## WRITTEN TASK
Word for word, quote all of the material, omitting the pictures.

## DATA SECTION
- - - - -

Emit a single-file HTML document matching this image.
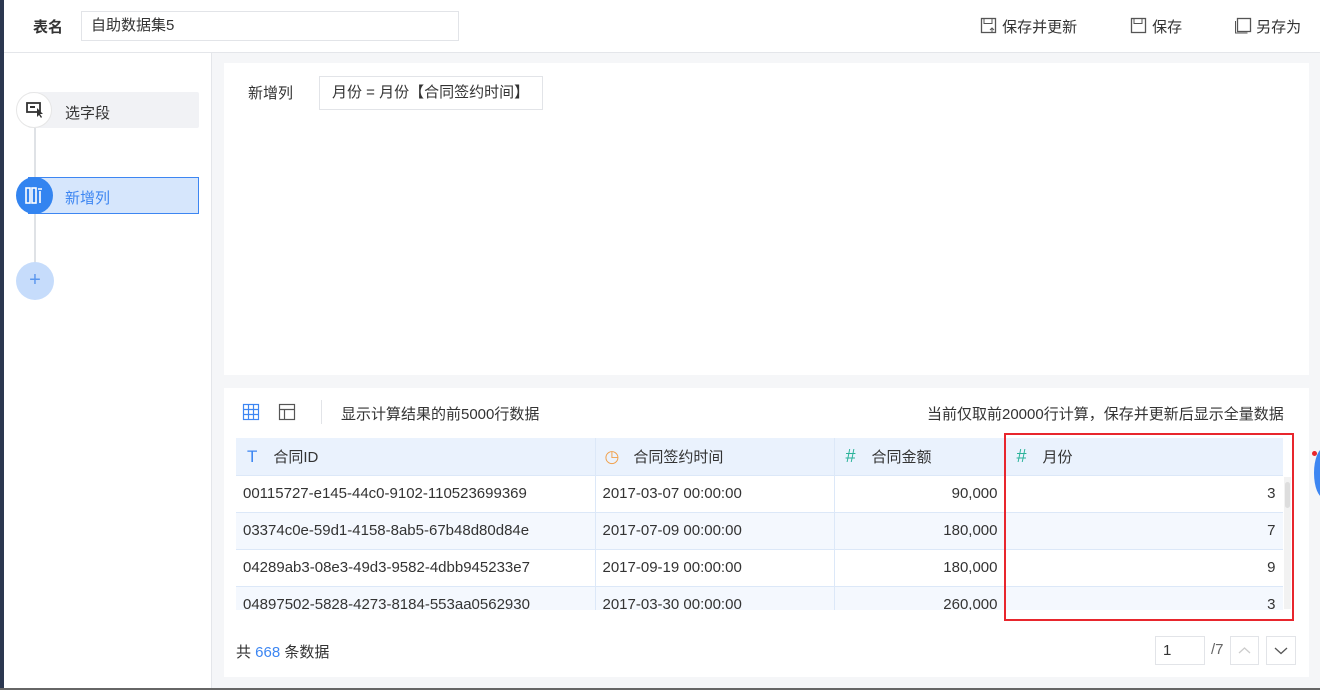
<html><head><style>
body{margin:0;width:1320px;height:690px;position:relative;overflow:hidden;background:#f5f6f8;font-family:"Liberation Sans","Noto Sans CJK SC",sans-serif;font-size:15px;color:#333}
.a{position:absolute}
td{border-right:1px solid #dce8f8;border-bottom:1px solid #dce8f8;padding:0 7px;height:37px;white-space:nowrap;overflow:hidden}
</style></head><body>
<div class="a" style="left:0;top:0;width:4px;height:690px;background:#2b3750"></div>
<div class="a" style="left:4px;top:0;width:1316px;height:52px;background:#fff;border-bottom:1px solid #e4e6ea"></div>
<div class="a" style="left:33px;top:16px;font-weight:bold;font-size:15px">表名</div>
<div class="a" style="left:81px;top:11px;border:1px solid #e2e4e8;line-height:28px;padding-left:9px;box-sizing:border-box;width:378px;height:30px">自助数据集5</div>
<div class="a" style="left:980px;top:16px">
<svg width="18" height="18" style="vertical-align:-3px"><rect x="1.5" y="1.5" width="14" height="14" fill="none" stroke="#555" stroke-width="1.3"/><rect x="4" y="1.5" width="8" height="5" fill="none" stroke="#555"/><path d="M12 16V11M10 13l2-2 2 2" stroke="#555" fill="none"/></svg> 保存并更新</div>
<div class="a" style="left:1130px;top:16px"><svg width="18" height="18" style="vertical-align:-3px"><rect x="1.5" y="1.5" width="14" height="14" fill="none" stroke="#555" stroke-width="1.3"/><rect x="4" y="1.5" width="8" height="5" fill="none" stroke="#555"/></svg> 保存</div>
<div class="a" style="left:1234px;top:16px"><svg width="18" height="18" style="vertical-align:-3px"><rect x="3.5" y="1.5" width="13" height="13" fill="none" stroke="#555" stroke-width="1.3"/><path d="M1.5 4v12h12" stroke="#555" fill="none"/></svg> 另存为</div>
<div class="a" style="left:4px;top:53px;width:207px;height:637px;background:#fff;border-right:1px solid #e4e6ea"></div>
<div class="a" style="left:34px;top:110px;width:2px;height:170px;background:#dfe2e6"></div>
<div class="a" style="left:28px;top:92px;width:171px;height:36px;background:#f1f2f5;border-radius:2px"></div>
<div class="a" style="left:16px;top:92px;width:36px;height:36px;border-radius:50%;background:#fff;border:1px solid #e6e6e6;box-sizing:border-box"><svg width="34" height="34"><rect x="10" y="10" width="13" height="9" fill="none" stroke="#333" stroke-width="1.8"/><rect x="13" y="13" width="5" height="2" fill="#333"/><path d="M20 15l0 9 2-2 2 3 1-1-2-3 3 0z" fill="#333"/></svg></div>
<div class="a" style="left:65px;top:102px">选字段</div>
<div class="a" style="left:28px;top:177px;width:169px;height:35px;background:#d6e6fc;border:1px solid #3d86f2"></div>
<div class="a" style="left:16px;top:177px;width:37px;height:37px;border-radius:50%;background:#3384f0"><svg width="37" height="37"><g fill="none" stroke="#fff" stroke-width="1.6"><rect x="10" y="11" width="4" height="15"/><rect x="16" y="11" width="4" height="15"/><path d="M24 14v12M22 12h4"/></g></svg></div>
<div class="a" style="left:65px;top:187px;color:#3d86f2">新增列</div>
<div class="a" style="left:16px;top:262px;width:38px;height:38px;border-radius:50%;background:#c6dcfb;color:#5b97ee;text-align:center;line-height:36px;font-size:20px">+</div>
<div class="a" style="left:224px;top:63px;width:1085px;height:312px;background:#fff"></div>
<div class="a" style="left:248px;top:82px">新增列</div>
<div class="a" style="left:319px;top:76px;width:224px;height:34px;border:1px solid #e2e4e8;box-sizing:border-box;line-height:32px;padding-left:12px">月份 = 月份【合同签约时间】</div>
<div class="a" style="left:224px;top:388px;width:1085px;height:289px;background:#fff"></div>
<svg class="a" style="left:242px;top:403px" width="18" height="18"><g fill="none" stroke="#3d86f2" stroke-width="1.2"><rect x="1.5" y="1.5" width="15" height="15"/><path d="M1.5 6.5h15M1.5 11.5h15M6.5 1.5v15M11.5 1.5v15"/></g></svg>
<svg class="a" style="left:278px;top:403px" width="18" height="18"><g fill="none" stroke="#555" stroke-width="1.2"><rect x="1.5" y="1.5" width="15" height="15"/><path d="M1.5 6.5h15M6.5 6.5v10"/></g></svg>
<div class="a" style="left:321px;top:400px;width:1px;height:24px;background:#e2e4e8"></div>
<div class="a" style="left:341px;top:403px">显示计算结果的前5000行数据</div>
<div class="a" style="left:927px;top:403px">当前仅取前20000行计算，保存并更新后显示全量数据</div>
<div class="a" style="left:236px;top:438px;width:1047px;height:172px;overflow:hidden">
<table style="border-collapse:collapse;table-layout:fixed;width:1047px;font-size:15px">
<colgroup><col style="width:359px"><col style="width:239px"><col style="width:171px"><col style="width:278px"></colgroup>
<tr style="background:#eaf2fd"><td><span style="color:#3d86f2;margin:0 16px 0 4px;font-size:17px">T</span>合同ID</td><td><span style="color:#f0a04b;margin:0 14px 0 2px;font-size:17px">◷</span>合同签约时间</td><td><span style="color:#2bb39a;margin:0 16px 0 4px;font-size:18px">#</span>合同金额</td><td><span style="color:#2bb39a;margin:0 16px 0 4px;font-size:18px">#</span>月份</td></tr>
<tr><td>00115727-e145-44c0-9102-110523699369</td><td>2017-03-07 00:00:00</td><td style="text-align:right">90,000</td><td style="text-align:right">3</td></tr>
<tr style="background:#f4f8fe"><td>03374c0e-59d1-4158-8ab5-67b48d80d84e</td><td>2017-07-09 00:00:00</td><td style="text-align:right">180,000</td><td style="text-align:right">7</td></tr>
<tr><td>04289ab3-08e3-49d3-9582-4dbb945233e7</td><td>2017-09-19 00:00:00</td><td style="text-align:right">180,000</td><td style="text-align:right">9</td></tr>
<tr style="background:#f4f8fe"><td>04897502-5828-4273-8184-553aa0562930</td><td>2017-03-30 00:00:00</td><td style="text-align:right">260,000</td><td style="text-align:right">3</td></tr>
</table></div>
<div class="a" style="left:1284px;top:477px;width:7px;height:132px;background:#f2f2f2"></div>
<div class="a" style="left:1285px;top:482px;width:5px;height:26px;background:#ddd;border-radius:3px"></div>
<div class="a" style="left:1004px;top:433px;width:286px;height:184px;border:2px solid #e8262d"></div>
<div class="a" style="left:1314px;top:448px;width:20px;height:50px;border-radius:50%;background:#3d86f2"></div>
<div class="a" style="left:1312px;top:451px;width:5px;height:5px;border-radius:50%;background:#e8262d"></div>
<div class="a" style="left:236px;top:641px">共 <span style="color:#3d86f2">668</span> 条数据</div>
<div class="a" style="left:1155px;top:636px;width:50px;height:29px;border:1px solid #e2e4e8;box-sizing:border-box;line-height:27px;padding-left:7px">1</div>
<div class="a" style="left:1211px;top:641px;color:#666">/7</div>
<div class="a" style="left:1230px;top:636px;width:29px;height:29px;border:1px solid #e2e4e8;box-sizing:border-box"><svg width="27" height="27"><path d="M8 16l5.5-5 5.5 5" stroke="#ccc" fill="none" stroke-width="1.3"/></svg></div>
<div class="a" style="left:1266px;top:636px;width:30px;height:29px;border:1px solid #e2e4e8;box-sizing:border-box"><svg width="28" height="27"><path d="M8 11l6 5.5 6-5.5" stroke="#555" fill="none" stroke-width="1.3"/></svg></div>
<div class="a" style="left:0;top:688px;width:1320px;height:2px;background:#666"></div>
</body></html>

- - - - -

## SOLVED EXERCISE
Emit a single-file HTML document matching this image.
<html><head><style>
body{margin:0;width:1320px;height:690px;position:relative;overflow:hidden;background:#f5f6f8;font-family:"Liberation Sans","Noto Sans CJK SC",sans-serif;font-size:15px;color:#333}
.a{position:absolute}
td{border-right:1px solid #dce8f8;border-bottom:1px solid #dce8f8;padding:0 7px;height:37px;white-space:nowrap;overflow:hidden}
</style></head><body>
<div class="a" style="left:0;top:0;width:4px;height:690px;background:#2b3750"></div>
<div class="a" style="left:4px;top:0;width:1316px;height:52px;background:#fff;border-bottom:1px solid #e4e6ea"></div>
<div class="a" style="left:33px;top:16px;font-weight:bold;font-size:15px">表名</div>
<div class="a" style="left:81px;top:11px;border:1px solid #e2e4e8;line-height:28px;padding-left:9px;box-sizing:border-box;width:378px;height:30px">自助数据集5</div>
<div class="a" style="left:980px;top:16px">
<svg width="18" height="18" style="vertical-align:-3px"><rect x="1.5" y="1.5" width="14" height="14" fill="none" stroke="#555" stroke-width="1.3"/><rect x="4" y="1.5" width="8" height="5" fill="none" stroke="#555"/><path d="M12 16V11M10 13l2-2 2 2" stroke="#555" fill="none"/></svg> 保存并更新</div>
<div class="a" style="left:1130px;top:16px"><svg width="18" height="18" style="vertical-align:-3px"><rect x="1.5" y="1.5" width="14" height="14" fill="none" stroke="#555" stroke-width="1.3"/><rect x="4" y="1.5" width="8" height="5" fill="none" stroke="#555"/></svg> 保存</div>
<div class="a" style="left:1234px;top:16px"><svg width="18" height="18" style="vertical-align:-3px"><rect x="3.5" y="1.5" width="13" height="13" fill="none" stroke="#555" stroke-width="1.3"/><path d="M1.5 4v12h12" stroke="#555" fill="none"/></svg> 另存为</div>
<div class="a" style="left:4px;top:53px;width:207px;height:637px;background:#fff;border-right:1px solid #e4e6ea"></div>
<div class="a" style="left:34px;top:110px;width:2px;height:170px;background:#dfe2e6"></div>
<div class="a" style="left:28px;top:92px;width:171px;height:36px;background:#f1f2f5;border-radius:2px"></div>
<div class="a" style="left:16px;top:92px;width:36px;height:36px;border-radius:50%;background:#fff;border:1px solid #e6e6e6;box-sizing:border-box"><svg width="34" height="34"><rect x="10" y="10" width="13" height="9" fill="none" stroke="#333" stroke-width="1.8"/><rect x="13" y="13" width="5" height="2" fill="#333"/><path d="M20 15l0 9 2-2 2 3 1-1-2-3 3 0z" fill="#333"/></svg></div>
<div class="a" style="left:65px;top:102px">选字段</div>
<div class="a" style="left:28px;top:177px;width:169px;height:35px;background:#d6e6fc;border:1px solid #3d86f2"></div>
<div class="a" style="left:16px;top:177px;width:37px;height:37px;border-radius:50%;background:#3384f0"><svg width="37" height="37"><g fill="none" stroke="#fff" stroke-width="1.6"><rect x="10" y="11" width="4" height="15"/><rect x="16" y="11" width="4" height="15"/><path d="M24 14v12M22 12h4"/></g></svg></div>
<div class="a" style="left:65px;top:187px;color:#3d86f2">新增列</div>
<div class="a" style="left:16px;top:262px;width:38px;height:38px;border-radius:50%;background:#c6dcfb;color:#5b97ee;text-align:center;line-height:36px;font-size:20px">+</div>
<div class="a" style="left:224px;top:63px;width:1085px;height:312px;background:#fff"></div>
<div class="a" style="left:248px;top:82px">新增列</div>
<div class="a" style="left:319px;top:76px;width:224px;height:34px;border:1px solid #e2e4e8;box-sizing:border-box;line-height:32px;padding-left:12px">月份 = 月份【合同签约时间】</div>
<div class="a" style="left:224px;top:388px;width:1085px;height:289px;background:#fff"></div>
<svg class="a" style="left:242px;top:403px" width="18" height="18"><g fill="none" stroke="#3d86f2" stroke-width="1.2"><rect x="1.5" y="1.5" width="15" height="15"/><path d="M1.5 6.5h15M1.5 11.5h15M6.5 1.5v15M11.5 1.5v15"/></g></svg>
<svg class="a" style="left:278px;top:403px" width="18" height="18"><g fill="none" stroke="#555" stroke-width="1.2"><rect x="1.5" y="1.5" width="15" height="15"/><path d="M1.5 6.5h15M6.5 6.5v10"/></g></svg>
<div class="a" style="left:321px;top:400px;width:1px;height:24px;background:#e2e4e8"></div>
<div class="a" style="left:341px;top:403px">显示计算结果的前5000行数据</div>
<div class="a" style="left:927px;top:403px">当前仅取前20000行计算，保存并更新后显示全量数据</div>
<div class="a" style="left:236px;top:438px;width:1047px;height:172px;overflow:hidden">
<table style="border-collapse:collapse;table-layout:fixed;width:1047px;font-size:15px">
<colgroup><col style="width:359px"><col style="width:239px"><col style="width:171px"><col style="width:278px"></colgroup>
<tr style="background:#eaf2fd"><td><span style="color:#3d86f2;margin:0 16px 0 4px;font-size:17px">T</span>合同ID</td><td><span style="color:#f0a04b;margin:0 14px 0 2px;font-size:17px">◷</span>合同签约时间</td><td><span style="color:#2bb39a;margin:0 16px 0 4px;font-size:18px">#</span>合同金额</td><td><span style="color:#2bb39a;margin:0 16px 0 4px;font-size:18px">#</span>月份</td></tr>
<tr><td>00115727-e145-44c0-9102-110523699369</td><td>2017-03-07 00:00:00</td><td style="text-align:right">90,000</td><td style="text-align:right">3</td></tr>
<tr style="background:#f4f8fe"><td>03374c0e-59d1-4158-8ab5-67b48d80d84e</td><td>2017-07-09 00:00:00</td><td style="text-align:right">180,000</td><td style="text-align:right">7</td></tr>
<tr><td>04289ab3-08e3-49d3-9582-4dbb945233e7</td><td>2017-09-19 00:00:00</td><td style="text-align:right">180,000</td><td style="text-align:right">9</td></tr>
<tr style="background:#f4f8fe"><td>04897502-5828-4273-8184-553aa0562930</td><td>2017-03-30 00:00:00</td><td style="text-align:right">260,000</td><td style="text-align:right">3</td></tr>
</table></div>
<div class="a" style="left:1284px;top:477px;width:7px;height:132px;background:#f2f2f2"></div>
<div class="a" style="left:1285px;top:482px;width:5px;height:26px;background:#ddd;border-radius:3px"></div>
<div class="a" style="left:1004px;top:433px;width:286px;height:184px;border:2px solid #e8262d"></div>
<div class="a" style="left:1314px;top:448px;width:20px;height:50px;border-radius:50%;background:#3d86f2"></div>
<div class="a" style="left:1312px;top:451px;width:5px;height:5px;border-radius:50%;background:#e8262d"></div>
<div class="a" style="left:236px;top:641px">共 <span style="color:#3d86f2">668</span> 条数据</div>
<div class="a" style="left:1155px;top:636px;width:50px;height:29px;border:1px solid #e2e4e8;box-sizing:border-box;line-height:27px;padding-left:7px">1</div>
<div class="a" style="left:1211px;top:641px;color:#666">/7</div>
<div class="a" style="left:1230px;top:636px;width:29px;height:29px;border:1px solid #e2e4e8;box-sizing:border-box"><svg width="27" height="27"><path d="M8 16l5.5-5 5.5 5" stroke="#ccc" fill="none" stroke-width="1.3"/></svg></div>
<div class="a" style="left:1266px;top:636px;width:30px;height:29px;border:1px solid #e2e4e8;box-sizing:border-box"><svg width="28" height="27"><path d="M8 11l6 5.5 6-5.5" stroke="#555" fill="none" stroke-width="1.3"/></svg></div>
<div class="a" style="left:0;top:688px;width:1320px;height:2px;background:#666"></div>
</body></html>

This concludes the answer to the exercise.